However, there is a very long gap of about eighty or ninety years before the standing-cup by Jacob Stoer seems uniquely not only to have revived this style but to have employed it in a wholly different manner - for the bold and almost frightening exaggerated realism of the Antwerp Mannerist approach has been replaced by a trivialising decorative monotony. Only the odd three-leaf knobbly plant motif, used by Stoer to separate each zoological trophy from the next, remains unintelligible and unrecognisable among the repertoire of late Renaissance ornament. However, it can perhaps be deduced that Stoer has loosely based it on Erasmus Hornick designs (such as the one in the Victoria and Albert Museum Codex which shows the two trophies, each comprising a pair of fish hanging by their heads, suspended from a vertical stem decorated with pairs of shells (mussels?) and, at the top, a three-leaf motif emerging above an oval boss). For a second, and equally feeble, use of the trophy of three fishes motif, see the silver-gilt basin by Evert Kettwyck, a Hamburg goldsmith, which since 1656 has been in the Moscow Kremlin (M. Bencard and G. A. Markowa, ‘Christian IV’s Royal Plate’, Rosenberg, 1988, no. 18).
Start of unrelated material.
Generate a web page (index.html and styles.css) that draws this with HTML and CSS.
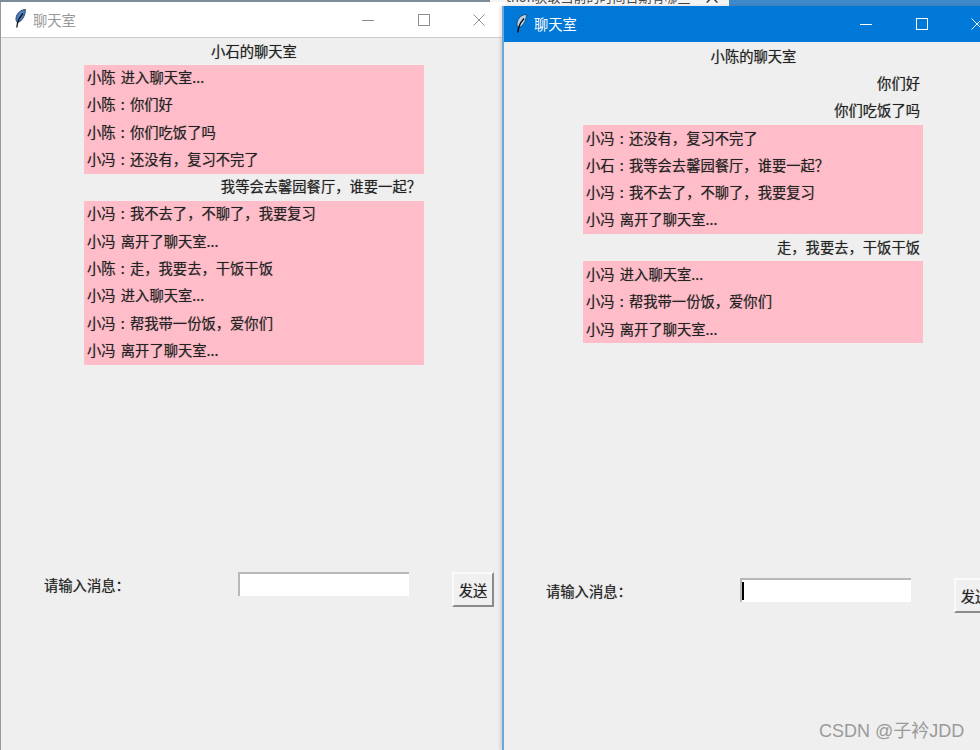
FILE: index.html
```html
<!DOCTYPE html>
<html lang="zh">
<head>
<meta charset="utf-8">
<title>聊天室</title>
<link rel="stylesheet" href="styles.css">
</head>
<body>
<div class="desktop">
  <div class="browser-strip"><div class="tab"><span class="tab-text">thon获取当前的时间日期有哪些</span><span class="tab-close">×</span></div><div class="browser-blue"></div></div>

  <section class="window window-left">
    <header class="titlebar">
      <svg class="feather" viewBox="0 0 11 19" width="11" height="19"><path d="M10.500.5C6.500.5 1.800 3.500 1 9c-.3 2 .4 3.800 1.600 4.500C7 12.500 10.200 7 10.500.5z" fill="#4a7fc4" stroke="#22334d" stroke-width=".8"/><path d="M8 4.500 4.500 9 2.500 14 1.800 18.500" fill="none" stroke="#111" stroke-width="1.300"/></svg>
      <span class="title">聊天室</span>
      <div class="controls">
        <span class="ctl"><svg width="12" height="12" viewBox="0 0 12 12"><path d="M0 6.500h12" stroke="currentColor"/></svg></span>
        <span class="ctl"><svg width="12" height="12" viewBox="0 0 12 12"><rect x=".5" y=".5" width="11" height="11" fill="none" stroke="currentColor"/></svg></span>
        <span class="ctl"><svg width="12" height="12" viewBox="0 0 12 12"><path d="M.5.5l11 11M11.500.5l-11 11" stroke="currentColor" fill="none"/></svg></span>
      </div>
    </header>
    <div class="content">
      <h1 class="room">小石的聊天室</h1>
      <div class="messages">
        <p class="msg in">小陈 进入聊天室...</p>
        <p class="msg in">小陈 : 你们好</p>
        <p class="msg in">小陈 : 你们吃饭了吗</p>
        <p class="msg in">小冯 : 还没有&#xFF0C;复习不完了</p>
        <p class="msg out">我等会去馨园餐厅&#xFF0C;谁要一起&#xFF1F;</p>
        <p class="msg in">小冯 : 我不去了&#xFF0C;不聊了&#xFF0C;我要复习</p>
        <p class="msg in">小冯 离开了聊天室...</p>
        <p class="msg in">小陈 : 走&#xFF0C;我要去&#xFF0C;干饭干饭</p>
        <p class="msg in">小冯 进入聊天室...</p>
        <p class="msg in">小冯 : 帮我带一份饭&#xFF0C;爱你们</p>
        <p class="msg in">小冯 离开了聊天室...</p>
      </div>
      <div class="form">
        <label class="label">请输入消息&#xFF1A;</label>
        <div class="entry"></div>
        <button class="send">发送</button>
      </div>
    </div>
  </section>

  <section class="window window-right">
    <header class="titlebar">
      <svg class="feather" viewBox="0 0 11 19" width="11" height="19"><path d="M10.500.5C6.500.5 1.800 3.500 1 9c-.3 2 .4 3.800 1.600 4.500C7 12.500 10.200 7 10.500.5z" fill="#b9d2ea" stroke="#123a5e" stroke-width=".8"/><path d="M8 4.500 4.500 9 2.500 14 1.800 18.500" fill="none" stroke="#000" stroke-width="1.300"/></svg>
      <span class="title">聊天室</span>
      <div class="controls">
        <span class="ctl"><svg width="12" height="12" viewBox="0 0 12 12"><path d="M0 6.500h12" stroke="currentColor"/></svg></span>
        <span class="ctl"><svg width="12" height="12" viewBox="0 0 12 12"><rect x=".5" y=".5" width="11" height="11" fill="none" stroke="currentColor"/></svg></span>
        <span class="ctl"><svg width="12" height="12" viewBox="0 0 12 12"><path d="M.5.5l11 11M11.500.5l-11 11" stroke="currentColor" fill="none"/></svg></span>
      </div>
    </header>
    <div class="content">
      <h1 class="room">小陈的聊天室</h1>
      <div class="messages">
        <p class="msg out">你们好</p>
        <p class="msg out">你们吃饭了吗</p>
        <p class="msg in">小冯 : 还没有&#xFF0C;复习不完了</p>
        <p class="msg in">小石 : 我等会去馨园餐厅&#xFF0C;谁要一起&#xFF1F;</p>
        <p class="msg in">小冯 : 我不去了&#xFF0C;不聊了&#xFF0C;我要复习</p>
        <p class="msg in">小冯 离开了聊天室...</p>
        <p class="msg out">走&#xFF0C;我要去&#xFF0C;干饭干饭</p>
        <p class="msg in">小冯 进入聊天室...</p>
        <p class="msg in">小冯 : 帮我带一份饭&#xFF0C;爱你们</p>
        <p class="msg in">小冯 离开了聊天室...</p>
      </div>
      <div class="form">
        <label class="label">请输入消息&#xFF1A;</label>
        <div class="entry"><span class="caret"></span></div>
        <button class="send">发送</button>
      </div>
    </div>
  </section>

  <div class="watermark">CSDN @子衿JDD</div>
</div>
</body>
</html>
```
FILE: styles.css
```css
* { box-sizing: border-box; }
html, body { margin: 0; padding: 0; }
body {
  width: 980px;
  height: 750px;
  overflow: hidden;
  font-family: "Noto Sans CJK SC", "Liberation Sans", sans-serif;
}
.desktop {
  position: relative;
  width: 980px;
  height: 750px;
  overflow: hidden;
  background: #7d8c99;
}
.browser-strip {
  position: absolute;
  left: 490px;
  top: 0;
  right: 0;
  height: 8px;
  display: flex;
  overflow: hidden;
}
.tab {
  position: relative;
  width: 239px;
  height: 8px;
  background: #f4f4f4;
  color: #444;
  font-size: 13px;
  overflow: hidden;
  white-space: nowrap;
}
.tab-text { position: absolute; left: 16px; top: -13px; line-height: 20px; }
.tab-close { position: absolute; left: 213px; top: -14px; line-height: 20px; font-size: 18px; color: #111; }
.browser-blue { flex: 1; background: #3f88c9; }

.window {
  position: absolute;
  display: flex;
  flex-direction: column;
  background: #efefef;
}
.window-left { left: 0; top: 2px; width: 507px; height: 748px; border-left: 1px solid #999; }
.window-right { left: 502px; top: 6px; width: 503px; height: 744px; border-left: 2px solid #6ea6da; box-shadow: -2px 0 3px rgba(0,0,0,.12); }

.titlebar {
  display: flex;
  align-items: center;
  flex: none;
  height: 36px;
}
.window-left .titlebar { background: #fff; color: #999; border-bottom: 1px solid #cdcdcd; padding-left: 14px; }
.window-right .titlebar { background: #0078d7; color: #fff; padding-left: 12px; }
.feather { flex: none; margin-top: -2px; }
.window-left .feather { margin-top: -3px; }
.title { margin-left: 7px; font-size: 14.3px; line-height: 20px; }
.controls { margin-left: auto; display: flex; }
.ctl { width: 55.5px; height: 34px; display: flex; align-items: center; justify-content: center; color: #8f8f8f; }
.window-right .ctl { color: #fff; }

.content { flex: 1; display: flex; flex-direction: column; color: #222; }
.room {
  margin: 0;
  height: 27px;
  font-size: 14.3px;
  line-height: 25px;
  font-weight: 400;
  text-align: center;
  text-shadow: 0 0 1px rgba(30,30,30,.45);
}
.window-right .room { width: 499px; height: 28px; line-height: 28px; }
.messages {
  width: 340px;
  height: 507px;
  margin-left: 83px;
}
.window-right .messages { margin-left: 79px; height: 508px; }
.msg {
  margin: 0;
  height: 27.3px;
  padding: 0 3px;
  font-size: 14.3px;
  line-height: 25px;
  word-spacing: 2px;
  white-space: nowrap;
  text-shadow: 0 0 1px rgba(30,30,30,.45);
}
.window-left .msg { line-height: 24px; }
.msg.in { background: #ffbdca; }
.msg.out { text-align: right; }
.form { display: flex; align-items: flex-start; padding-left: 43px; }
.window-right .form { padding-left: 42px; }
.label { width: 194px; font-size: 14.3px; line-height: 26px; text-shadow: 0 0 1px rgba(30,30,30,.45); }
.entry {
  width: 171px;
  height: 24px;
  background: #fff;
  border-top: 2px solid #b8b8b8;
  border-left: 2px solid #b8b8b8;
  display: flex;
  align-items: center;
  margin-right: 43px;
}
.caret { width: 2px; height: 18px; background: #000; }
.send {
  flex: none;
  width: 42px;
  height: 35px;
  padding: 0;
  background: #f0f0f0;
  color: #222;
  border: 2px solid;
  border-color: #fafafa #8a8a8a #8a8a8a #fafafa;
  font: 14.3px "Noto Sans CJK SC", sans-serif;
  text-shadow: 0 0 1px rgba(30,30,30,.45);
}
.watermark {
  position: absolute;
  left: 819px;
  top: 719px;
  font-size: 18px;
  line-height: 24px;
  color: #9a9a9a;
  white-space: nowrap;
  font-family: "Liberation Sans", "Noto Sans CJK SC", sans-serif;
}
```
There remains, therefore, the intriguing speculation about the circumstances that led to Jacob Stoer making such an extraordinary borrowing, whether directly from the out-of-date Mannerist designs of Erasmus Hornick or, indirectly, via some mid-sixteenth-century piece of silver plate that incorporated those designs within its embossed ornament. Unfortunately the Waddesdon covered cup is, at present, the only extant work of Jacob Stoer listed by Rosenberg or any subsequent writer. Consequently, it is impossible to assess Stoer's significance within the story of Nuremberg's decline in the mid-seventeenth century.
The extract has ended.